Train/Val/Test/Seed split for node classification tasks. The size parameters can either be int or float. If a size parameter is int, then this means the actual number, if it is float, then this means a ratio. train_size or train_size_per_class is mandatory, with the former regardless of class labels. Validation and seed masks are optional. Seed masks here masks nodes within the training set, e.g., in a semi-supervised setting as described in the SSSNET: Semi-Supervised Signed Network Clustering paper. If test_size and test_size_per_class are both None, all the remaining nodes after selecting training (and validation) nodes will be included.

Parameters:
  • data (torch_geometric.data.Data or DirectedData, required) – The data object for data split.

  • train_size (int or float, optional) – The size of random splits for the training dataset. If the input is a float number, the ratio of nodes in each class will be sampled.

  • val_size (int or float, optional) – The size of random splits for the validation dataset. If the input is a float number, the ratio of nodes in each class will be sampled.

  • test_size (int or float, optional) – The size of random splits for the validation dataset. If the input is a float number, the ratio of nodes in each class will be sampled. (Default: None. All nodes not selected for training/validation are used for testing)

  • seed_size (int or float, optional) – The size of random splits for the seed nodes within the training set. If the input is a float number, the ratio of nodes in each class will be sampled.

  • train_size_per_class (int or float, optional) – The size per class of random splits for the training dataset. If the input is a float number, the ratio of nodes in each class will be sampled.

  • val_size_per_class (int or float, optional) – The size per class of random splits for the validation dataset. If the input is a float number, the ratio of nodes in each class will be sampled.

  • test_size_per_class (int or float, optional) – The size per class of random splits for the testing dataset. If the input is a float number, the ratio of nodes in each class will be sampled. (Default: None. All nodes not selected for training/validation are used for testing)

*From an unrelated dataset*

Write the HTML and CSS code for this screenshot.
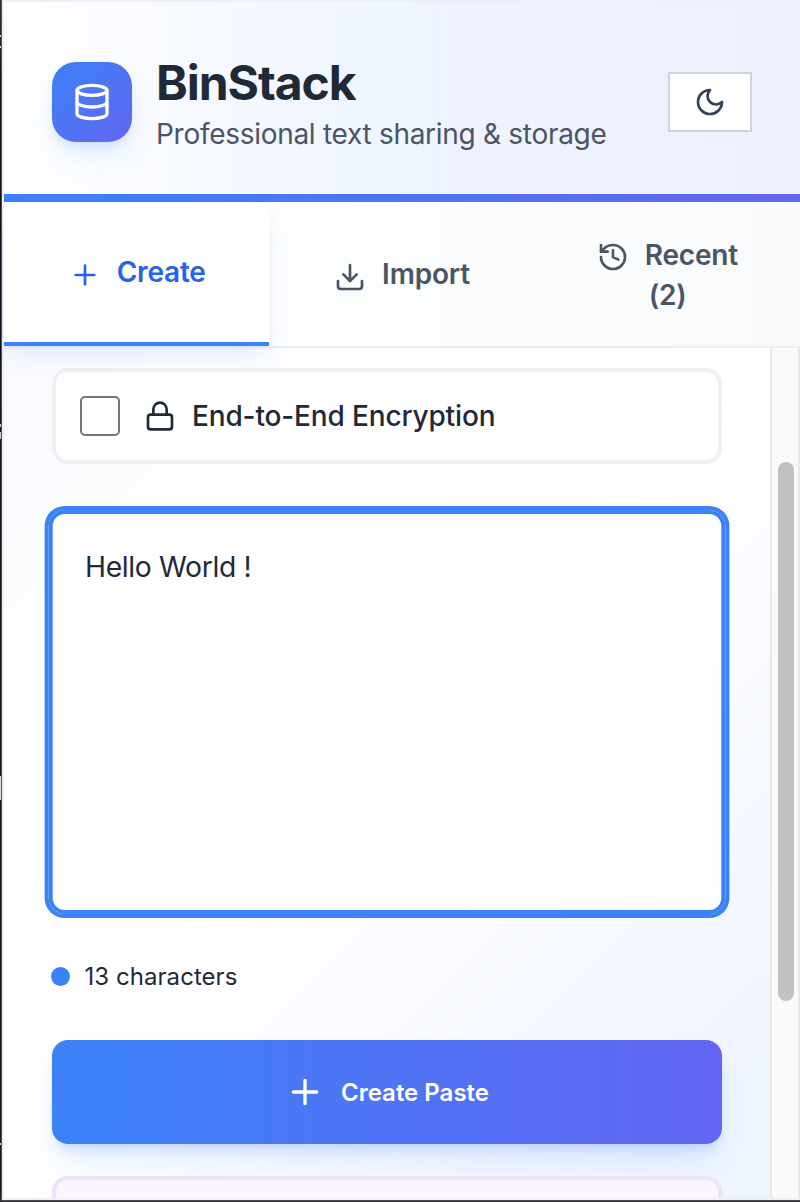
FILE: index.html
```html
<!DOCTYPE html>
<html lang="en">
<head>
<meta charset="utf-8">
<title>BinStack</title>
<link rel="stylesheet" href="styles.css">
</head>
<body>
<div class="desktop">
  <div class="popup">
    <header class="header">
      <div class="logo">
        <svg class="icon icon-lg" viewBox="0 0 24 24"><ellipse cx="12" cy="5" rx="9" ry="3"/><path d="M3 5v14a9 3 0 0 0 18 0V5"/><path d="M3 12a9 3 0 0 0 18 0"/></svg>
      </div>
      <div class="brand">
        <h1 class="title">BinStack</h1>
        <p class="subtitle">Professional text sharing &amp; storage</p>
      </div>
      <button class="theme-toggle" aria-label="Toggle theme">
        <svg class="icon" viewBox="0 0 24 24"><path d="M12 3a6 6 0 0 0 9 9 9 9 0 1 1-9-9Z"/></svg>
      </button>
    </header>
    <div class="accent"></div>
    <nav class="tabs">
      <button class="tab tab-active">
        <svg class="icon" viewBox="0 0 24 24"><path d="M5 12h14"/><path d="M12 5v14"/></svg>
        <span class="tab-label">Create</span>
      </button>
      <button class="tab tab-import">
        <svg class="icon" viewBox="0 0 24 24"><path d="M21 15v4a2 2 0 0 1-2 2H5a2 2 0 0 1-2-2v-4"/><path d="m7 10 5 5 5-5"/><path d="M12 15V3"/></svg>
        <span class="tab-label">Import</span>
      </button>
      <button class="tab tab-recent">
        <svg class="icon" viewBox="0 0 24 24"><path d="M3 12a9 9 0 1 0 9-9 9.75 9.75 0 0 0-6.74 2.74L3 8"/><path d="M3 3v5h5"/><path d="M12 7v5l4 2"/></svg>
        <span class="tab-label">Recent</span>
        <span class="tab-count">(2)</span>
      </button>
    </nav>
    <div class="body">
      <main class="content">
        <label class="encrypt">
          <input class="check" type="checkbox">
          <svg class="icon" viewBox="0 0 24 24"><rect x="3" y="11" width="18" height="11" rx="2"/><path d="M7 11V7a5 5 0 0 1 10 0v4"/></svg>
          <span class="encrypt-label">End-to-End Encryption</span>
        </label>
        <div class="editor">Hello World !</div>
        <div class="status"><span class="dot"></span><span class="count">13 characters</span></div>
        <button class="submit">
          <svg class="icon icon-lg" viewBox="0 0 24 24"><path d="M5 12h14"/><path d="M12 5v14"/></svg>
          <span class="submit-label">Create Paste</span>
        </button>
        <div class="result"></div>
      </main>
      <div class="scrollbar"><div class="thumb"></div></div>
    </div>
  </div>
</div>
</body>
</html>
```
FILE: styles.css
```css
* { box-sizing: border-box; margin: 0; padding: 0; }

body {
  width: 800px;
  height: 1202px;
  overflow: hidden;
  font-family: Inter, "Liberation Sans", sans-serif;
  color: #1f2937;
}

button { border: 0; background: none; font: inherit; color: inherit; }

/* Sliver of the window behind the popup, with bits of its light text */
.desktop {
  height: 1202px;
  padding: 0 0 2px 2px;
  background:
    linear-gradient(#ddd, #ddd) 0 35px / 1px 2px no-repeat,
    linear-gradient(#ddd, #ddd) 0 46px / 1px 2px no-repeat,
    linear-gradient(#ccc, #ccc) 0 424px / 1px 3px no-repeat,
    linear-gradient(#ccc, #ccc) 0 432px / 1px 7px no-repeat,
    linear-gradient(#ddd, #ddd) 0 776px / 1px 24px no-repeat,
    linear-gradient(#ddd, #ddd) 0 1143px / 1px 2px no-repeat,
    linear-gradient(#303038 0, #25252b 40px, #101012 90px, #161616 1190px, #2a2a30 100%);
}

.popup {
  height: 1200px;
  display: flex;
  flex-direction: column;
  border: solid #f0f0f4;
  border-width: 2px 0 2px 2px;
  box-shadow: 0 0 0 1px #505058;
  background: #fff;
}

.icon {
  width: 32px;
  height: 32px;
  flex: none;
  fill: none;
  stroke: currentColor;
  stroke-width: 2;
  stroke-linecap: round;
  stroke-linejoin: round;
}
.icon-lg { width: 40px; height: 40px; }

.header {
  height: 192px;
  flex: none;
  display: flex;
  align-items: center;
  padding: 8px 48px 0;
  background: linear-gradient(90deg, #fff, #f3f7ff 35%, #eef6ff 50%, #eff3ff 58%, #edf0fe);
}

.logo {
  width: 80px;
  height: 80px;
  display: grid;
  place-items: center;
  border-radius: 24px;
  color: #fff;
  background: linear-gradient(135deg, #3b82f6, #6366f1);
  box-shadow: 0 16px 32px -4px rgba(59, 130, 246, .12), 0 8px 12px -4px rgba(59, 130, 246, .15);
}

.brand { flex: 1; padding: 3px 0 0 24px; }
.title { font-size: 48px; line-height: 60px; font-weight: 700; letter-spacing: -1.05px; white-space: nowrap; }
.subtitle { margin-top: 1px; font-size: 28px; line-height: 40px; letter-spacing: -.29px; color: #4b5563; white-space: nowrap; }

.theme-toggle {
  width: 84px;
  height: 60px;
  display: grid;
  place-items: center;
  border: 2px solid #cbd5e1;
  background: #fff;
  color: #334155;
}

.accent { height: 8px; flex: none; background: linear-gradient(90deg, #3b82f6, #6366f1); }

.tabs {
  height: 146px;
  flex: none;
  display: grid;
  grid-template-columns: repeat(3, 1fr);
  border-bottom: 2px solid #eceef0;
  background: linear-gradient(90deg, #fdfdfd, #fcfdfd 50%, #f8fafc);
  position: relative;
  z-index: 1;
}

.tab {
  display: flex;
  align-items: center;
  justify-content: center;
  font-size: 28px;
  line-height: 40px;
  font-weight: 560;
  letter-spacing: -.2px;
  color: #4b5563;
}
.tab .icon { margin-top: 5px; }
.tab-active {
  gap: 16px;
  padding-left: 1px;
  border-bottom: 4px solid #3b82f6;
  border-top-right-radius: 12px;
  background: #fff;
  color: #2563eb;
  box-shadow: 0 16px 24px -6px rgba(59, 130, 246, .1), 0 4px 16px rgba(59, 130, 246, .03);
}
.tab-import { gap: 16px; }
.tab-recent {
  display: grid;
  grid-template-columns: 32px auto;
  align-content: center;
  column-gap: 16px;
  padding-top: 1px;
}
.tab-recent .icon { margin-top: 4px; }
.tab-count { grid-column: 2; justify-self: start; padding-left: 4px; }

.body { flex: 1; min-height: 0; display: flex; }

.content {
  flex: 1;
  height: 850px;
  overflow: hidden;
  padding: 20px 48px 0;
  background: linear-gradient(135deg, #f9fafe 0%, #fdfefe 25%, #fff 50%, #f5f8ff 75%, #f0f5ff 90%, #ecf6ff 100%);
}

.encrypt {
  height: 96px;
  display: flex;
  align-items: center;
  padding: 0 24px;
  border: 4px solid #eff0f1;
  border-radius: 16px;
  background: rgba(255, 255, 255, .8);
}
.check {
  appearance: none;
  width: 40px;
  height: 40px;
  margin-right: 24px;
  border: 2px solid #767676;
  border-radius: 5px;
  background: #fff;
}
.encrypt-label { padding-left: 16px; font-size: 28px; line-height: 40px; font-weight: 500; letter-spacing: -.15px; }

/* Focused state: ring plus a slight widening */
.editor {
  height: 404px;
  margin-top: 46px;
  padding: 33px 32px;
  border: 4px solid #3b82f6;
  border-radius: 16px;
  box-shadow: 0 0 0 4px #3b82f6;
  background: linear-gradient(135deg, #fff, #fff 75%, #fcfdff);
  font-size: 28px;
  line-height: 40px;
  letter-spacing: -.35px;
  transform: scaleX(1.01);
}

.status { height: 32px; margin-top: 46px; display: flex; align-items: center; font-size: 24px; line-height: 32px; }
.dot { width: 19px; height: 19px; margin: 0 15px 0 -1.5px; border-radius: 50%; background: #3b82f6; }
.count { padding-top: 2px; letter-spacing: .05px; }

.submit {
  width: 100%;
  height: 104px;
  margin-top: 48px;
  display: flex;
  align-items: center;
  justify-content: center;
  gap: 16px;
  border-radius: 16px;
  color: #fff;
  background: linear-gradient(90deg, #3b82f6, #6366f1);
  box-shadow: 0 20px 30px -6px rgba(59, 130, 246, .14), 0 8px 12px -4px rgba(59, 130, 246, .2);
  font-size: 24px;
  font-weight: 600;
}

.result {
  height: 120px;
  margin-top: 32px;
  border: 4px solid #efe2fd;
  border-radius: 16px;
  background: #faf5ff;
}

.scrollbar {
  width: 30px;
  flex: none;
  padding: 114px 4px 0 6px;
  border: solid #e8e8e8;
  border-width: 0 2px;
  background: #fafafa;
}
.thumb { width: 16px; height: 539px; border-radius: 8px; background: #c1c1c1; }
```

  • seed_size_per_class (int or float, optional) – The size per class of random splits for seed nodes within the training set. If the input is a float number, the ratio of nodes in each class will be sampled.

  • seed (An empty list or a list with the length of data_split, optional) – The random seed list for each data split.

  • data_split (int, optional) – number of splits (Default : 2)

Get train/val/test dataset for the link sign prediction task.

Arg types:
  • data (torch_geometric.data.Data or DirectedData object) - The input dataset.

  • prob_val (float, optional) - The proportion of edges selected for validation (Default: 0.05).

  • prob_test (float, optional) - The proportion of edges selected for testing (Default: 0.15).

  • splits (int, optional) - The split size (Default: 10).

  • size (int, optional) - The size of the input graph. If none, the graph size is the maximum index of nodes plus 1 (Default: None).

  • task (str, optional) - The evaluation task: four_class_signed_digraph (four-class sign and direction prediction); five_class_signed_digraph (five-class sign, direction and existence prediction); sign (link sign prediction). (Default: ‘sign’)

  • seed (int, optional) - The random seed for positve edge selection (Default: 0). Negative edges are selected by pytorch geometric negative_sampling.

  • maintain_connect (bool, optional) - If maintaining connectivity when removing edges for validation and testing. The connectivity is maintained by obtaining edges in the minimum spanning tree/forest first. These edges will not be removed for validation and testing. (Default: False).

  • ratio (float, optional) - The maximum ratio of edges used for dataset generation. (Default: 1.0)

  • device (int, optional) - The device to hold the return value (Default: ‘cpu’).

Return types:
  • datasets - A dict include training/validation/testing splits of edges and labels. For split index i:

    1. datasets[i][‘graph’] (torch.LongTensor): the observed edge list after removing edges for validation and testing.

    2. datasets[i][‘train’/’val’/’testing’][‘edges’] (List): the edge list for training/validation/testing.

    3. datasets[i][‘train’/’val’/’testing’][‘label’] (List): the labels of edges:

      • If task == “four_class_signed_digraph”: 0 (the positive directed edge exists in the graph),

        1 (the negative directed edge exists in the graph), 2 (the positive edge of the reversed direction exists), 3 (the edge of the reversed direction exists). The undirected edges in the directed input graph are removed to avoid ambiguity.

      • If task == “five_class_signed_digraph”: 0 (the positive directed edge exists in the graph),

        1 (the negative directed edge exists in the graph), 2 (the positive edge of the reversed direction exists), 3 (the edge of the reversed direction exists), 4 (the edge doesn’t exist in both directions). The undirected edges in the directed input graph are removed to avoid ambiguity.

      • If task == “sign”: 0 (negative edge), 1 (positive edge).